Dulu saya hampir tidak pernah mempertanyakan apa yang terjadi pada saya jika saya sudah purna tugas (pensiun) dari pekerjaan saya saat ini sebagai seorang pegawai negeri. Ya, hal seperti ini barangkali belum terasa relevan bagi mereka yang masih berusia di bawah 30 tahun bahkan di bawah 40 tahun.
Namun setelah menjalani lebih dari 17 tahun sebagai seorang pegawai negeri, kini saya mulai menyempatkan diri untuk berpikir atau merenungkan hal-hal terkait masa pensiun saya.
Jika Tuhan berikan rejeki dan umur, maka saya hanya punya sekitar 16 tahun lagi untuk menyandang status sebagai abdi negara ini. Artinya, saat ini sudah lebih 50% dari masa bekerja sebagai pegawai negeri telah saya lewati.
Renungan saya barangkali semakin kuat manakala menyadari bahwa para senior saya ketika saya baru menjadi pegawai negeri (tahun 2006), satu per satu mereka sudah memasuki usia pensiun.
Dan saat-saat dimana kami bisa bertemu pun menyadarkan bahwa kami sudah tidak lagi semuda sepuluh-lima belas tahun lalu. Semangat memang masih muda, namun fisik kami tidak bisa lagi dibohongi.
Bagi yang sudah berkeluarga, anak-anak pun kini sudah semakin besar. Dalam bekerja, cara berpikir, atau secara karir pun sudah semakin matang, banyak pertimbangan, dengan jam terbang yang tidak lagi sedikit. Sehingga memang (suka tidak suka) hal-hal terkait masa pensiun tidak lagi boleh dianggap sebagai remeh temeh atau dipikirkan hanya sambil lalu saja.
Faktanya, waktu memang tidak bisa kita tahan (apalagi untuk diulang), dan jika sejak sekarang kita tidak bijak menyikapinya, bukan tidak mungkin penyesalanlah yang kelak akan kita terima.
Dari beberapa diskusi ringan dari para senior, saya menangkap kesan bahwa masa pensiun masih dianggap sebagai sesuatu yang kurang menyenangkan, meskipun ada sebagian yang terang-terangan mengatakan ingin segera pensiun dini (menurut saya argumen mereka tentang ini tidak begitu kuat dan lebih sering cenderung emosional).
Persoalan mendasarnya sebagaian besar terkait dengan penghasilan di masa pensiun yang pastinya jauh berkurang dibandingkan ketika masih aktif bekerja, yang mana hal ini berdampak kepada hampir seluruh aspek kehidupan.
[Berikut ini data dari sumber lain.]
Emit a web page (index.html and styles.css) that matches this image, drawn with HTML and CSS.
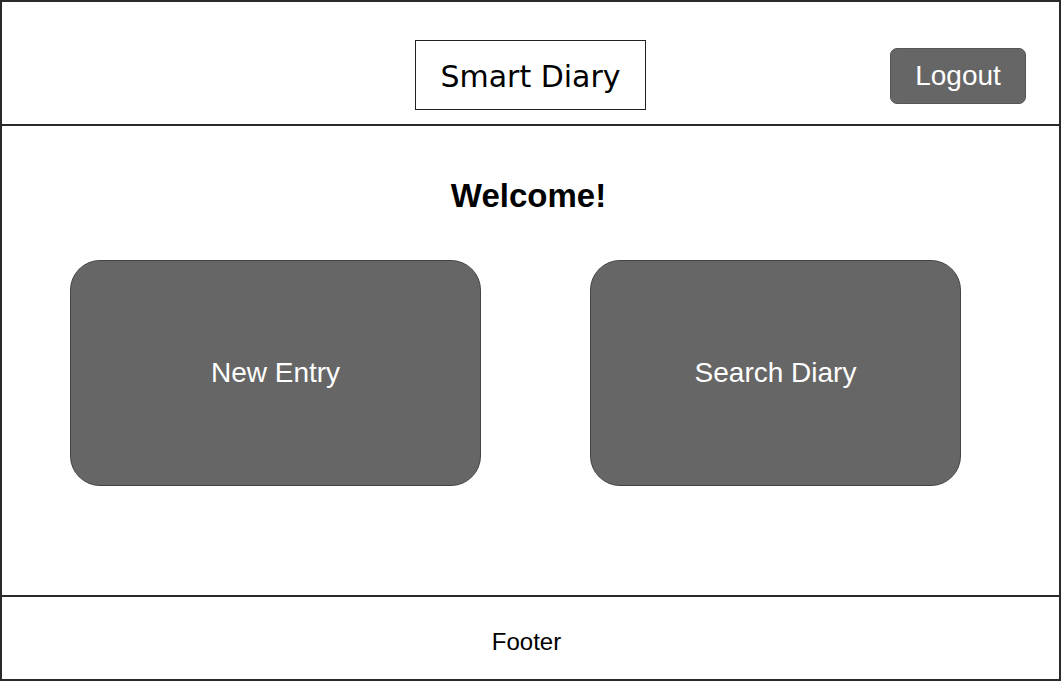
FILE: index.html
```html
<!DOCTYPE html>
<html>
<head>
<meta charset="utf-8">
<link rel="stylesheet" href="styles.css">
</head>
<body>
<div class="page">
  <header class="header">
    <div class="spacer"></div>
    <div class="title">Smart Diary</div>
    <div class="actions"><button class="logout">Logout</button></div>
  </header>
  <main class="main">
    <h1 class="welcome">Welcome!</h1>
    <div class="cards">
      <div class="card card-new">New Entry</div>
      <div class="card card-search">Search Diary</div>
    </div>
  </main>
  <footer class="footer">Footer</footer>
</div>
</body>
</html>
```

FILE: styles.css
```css
html, body {
  margin: 0;
  padding: 0;
  background: #fff;
}
.page {
  width: 1061px;
  height: 681px;
  box-sizing: border-box;
  border: 2px solid #2a2a2a;
  display: flex;
  flex-direction: column;
  font-family: "Liberation Sans", Arial, sans-serif;
  color: #000;
}
.header {
  height: 124px;
  box-sizing: border-box;
  border-bottom: 2px solid #2a2a2a;
  display: grid;
  grid-template-columns: 1fr auto 1fr;
  align-items: start;
  padding-top: 38px;
}
.title {
  font-family: "DejaVu Sans", sans-serif;
  font-size: 30px;
  line-height: 36px;
  box-sizing: border-box;
  width: 231px;
  height: 70px;
  border: 1.5px solid #222;
  display: flex;
  align-items: center;
  justify-content: center;
  padding-top: 4px;
}
.actions {
  display: flex;
  justify-content: flex-end;
  padding-right: 33px;
  padding-top: 8px;
}
.logout {
  width: 136px;
  height: 56px;
  background: #666;
  border: 1px solid #555;
  border-radius: 7px;
  color: #fff;
  font-family: "Liberation Sans", Arial, sans-serif;
  font-size: 28px;
  padding: 0;
}
.main {
  height: 469px;
  box-sizing: border-box;
  display: flex;
  flex-direction: column;
}
.welcome {
  margin: 0;
  padding-top: 51px;
  font-size: 33px;
  line-height: 38px;
  font-weight: bold;
  text-align: center;
  margin-left: -4px;
}
.cards {
  display: flex;
  gap: 109px;
  padding-left: 68px;
  margin-top: 45px;
}
.card {
  height: 226px;
  box-sizing: border-box;
  background: #666;
  border: 1px solid #444;
  border-radius: 30px;
  color: #fff;
  font-size: 28px;
  display: flex;
  align-items: center;
  justify-content: center;
}
.card-new { width: 411px; }
.card-search { width: 371px; }
.footer {
  flex: 1;
  border-top: 2px solid #2a2a2a;
  display: flex;
  align-items: center;
  justify-content: center;
  font-size: 24px;
  padding-top: 8px;
  padding-right: 8px;
}
```
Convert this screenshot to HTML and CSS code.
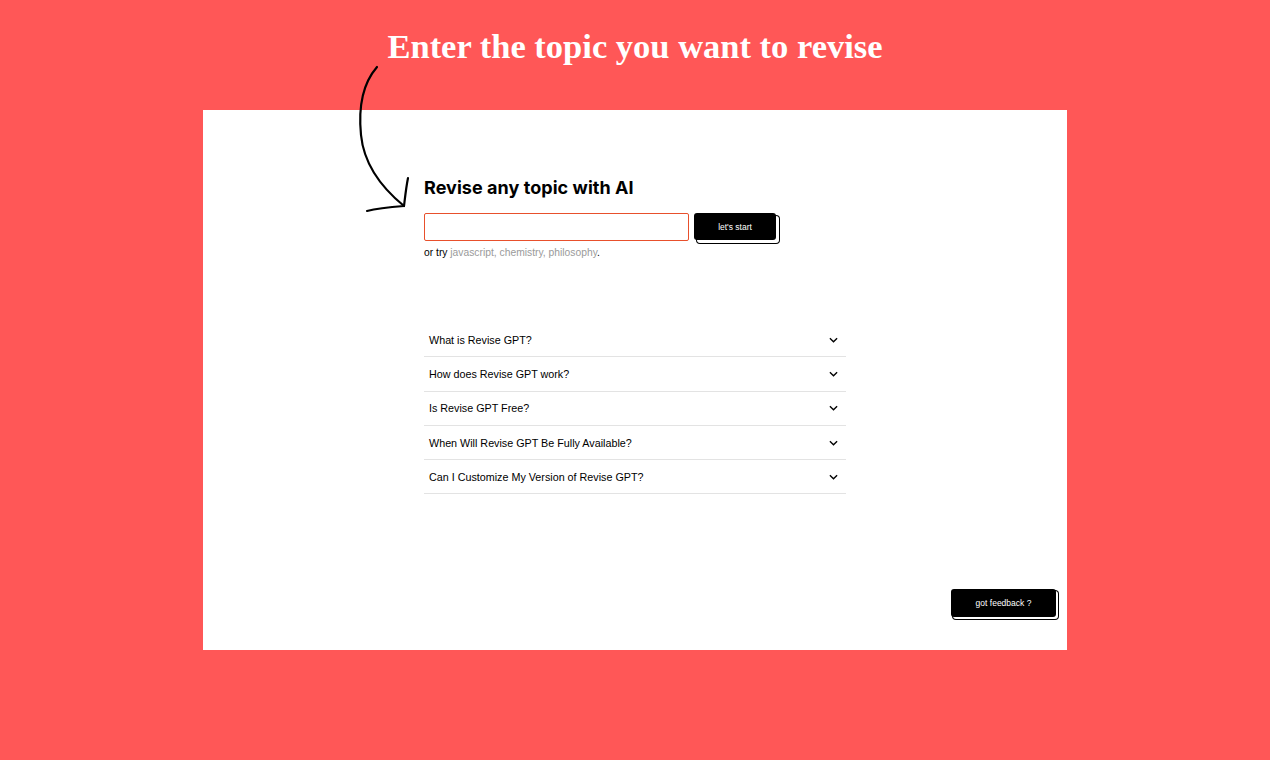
FILE: index.html
```html
<!DOCTYPE html>
<html lang="en">
<head>
<meta charset="utf-8">
<title>Revise GPT</title>
<link rel="stylesheet" href="styles.css">
</head>
<body>
<div class="stage">
  <h1 class="banner">Enter the topic you want to revise</h1>
  <svg class="arrow" width="60" height="160" viewBox="0 0 60 160" fill="none" stroke="#000" stroke-width="2.2" stroke-linecap="round" stroke-linejoin="round">
    <path d="M27 7 C 14 22, 8 45, 11 75 C 14 105, 32 128, 54 146"/>
    <path d="M58 118 C 56 128, 55 138, 54 146 C 40 147, 28 148, 17 151"/>
  </svg>
  <main class="panel">
    <section class="content">
      <h2 class="heading">Revise any topic with AI</h2>
      <div class="search">
        <input class="topic" type="text" aria-label="topic">
        <button class="btn start">let's start</button>
      </div>
      <p class="try">or try <span class="hint">javascript, chemistry, philosophy</span>.</p>
      <ul class="faq">
        <li><span>What is Revise GPT?</span><svg class="chev" viewBox="0 0 10 6" width="9" height="6"><path d="M1 1 L5 5 L9 1" fill="none" stroke="#000" stroke-width="1.5"/></svg></li>
        <li><span>How does Revise GPT work?</span><svg class="chev" viewBox="0 0 10 6" width="9" height="6"><path d="M1 1 L5 5 L9 1" fill="none" stroke="#000" stroke-width="1.5"/></svg></li>
        <li><span>Is Revise GPT Free?</span><svg class="chev" viewBox="0 0 10 6" width="9" height="6"><path d="M1 1 L5 5 L9 1" fill="none" stroke="#000" stroke-width="1.5"/></svg></li>
        <li><span>When Will Revise GPT Be Fully Available?</span><svg class="chev" viewBox="0 0 10 6" width="9" height="6"><path d="M1 1 L5 5 L9 1" fill="none" stroke="#000" stroke-width="1.5"/></svg></li>
        <li><span>Can I Customize My Version of Revise GPT?</span><svg class="chev" viewBox="0 0 10 6" width="9" height="6"><path d="M1 1 L5 5 L9 1" fill="none" stroke="#000" stroke-width="1.5"/></svg></li>
      </ul>
    </section>
    <button class="btn feedback">got feedback ?</button>
  </main>
</div>
</body>
</html>
```

FILE: styles.css
```css
* { box-sizing: border-box; }
html, body { margin: 0; padding: 0; }
body {
  background: #ff5757;
  width: 1270px;
  height: 760px;
  overflow: hidden;
  font-family: "Liberation Sans", Arial, sans-serif;
}
.stage {
  position: relative;
  display: flex;
  flex-direction: column;
  align-items: center;
  padding-top: 26px;
}
.banner {
  margin: 0;
  color: #fff;
  font-family: "Liberation Serif", "DejaVu Serif", serif;
  font-weight: bold;
  font-size: 34.5px;
  line-height: 40px;
  height: 40px;
}
.arrow {
  position: absolute;
  left: 350px;
  top: 60px;
  z-index: 2;
}
.panel {
  margin-top: 44px;
  width: 864px;
  height: 540px;
  background: #fff;
  position: relative;
  display: flex;
  justify-content: center;
}
.content {
  width: 422px;
  padding-top: 66px;
}
.heading {
  margin: 0;
  font-family: Inter, "Liberation Sans", sans-serif;
  font-weight: 700;
  font-size: 18px;
  line-height: 24px;
  letter-spacing: 0.05px;
  color: #000;
}
.search {
  display: flex;
  gap: 5px;
  margin-top: 13px;
}
.topic {
  width: 265px;
  height: 28px;
  border: 1px solid #e8502c;
  border-radius: 2px;
  outline: none;
  padding: 0 6px;
  margin: 0;
}
.btn {
  background: #000;
  color: #fff;
  border: none;
  border-radius: 3px;
  padding: 0;
  font-family: "Liberation Sans", Arial, sans-serif;
  font-size: 8.5px;
  cursor: pointer;
  box-shadow: 3px 3px 0 0 #fff, 3px 3px 0 1px #000;
}
.start {
  width: 82px;
  height: 27px;
}
.try {
  margin: 5px 0 0;
  font-size: 10.3px;
  line-height: 14px;
  color: #000;
}
.hint { color: #9a9a9a; }
.faq {
  list-style: none;
  margin: 63px 0 0;
  padding: 0;
}
.faq li {
  display: flex;
  justify-content: space-between;
  align-items: center;
  height: 34.3px;
  padding: 0 5px 0 5px;
  border-bottom: 1px solid #e3e3e3;
  font-size: 10.75px;
  color: #000;
}
.chev { margin-right: 3px; }
.feedback {
  position: absolute;
  right: 11px;
  bottom: 33px;
  width: 105px;
  height: 28px;
  box-shadow: 2px 2px 0 0 #fff, 2px 2px 0 1px #000;
}
```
Tidak sedikit pula di antara mereka (yang saya dengar) belum memiliki rencana secara spesifik mengenai apa yang akan mereka lakukan setelah pensiun.
Setidaknya potret tersebut tergambar dari data-data yang ada. Misalnya sebuah artikel menceritakan hasil survei dari sebuah perusahaan asuransi menunjukkan bahwa hanya 54% orang yang mengaku sudah menyusun rencana spesifik apa yang akan dikerjakan setelah pensiun.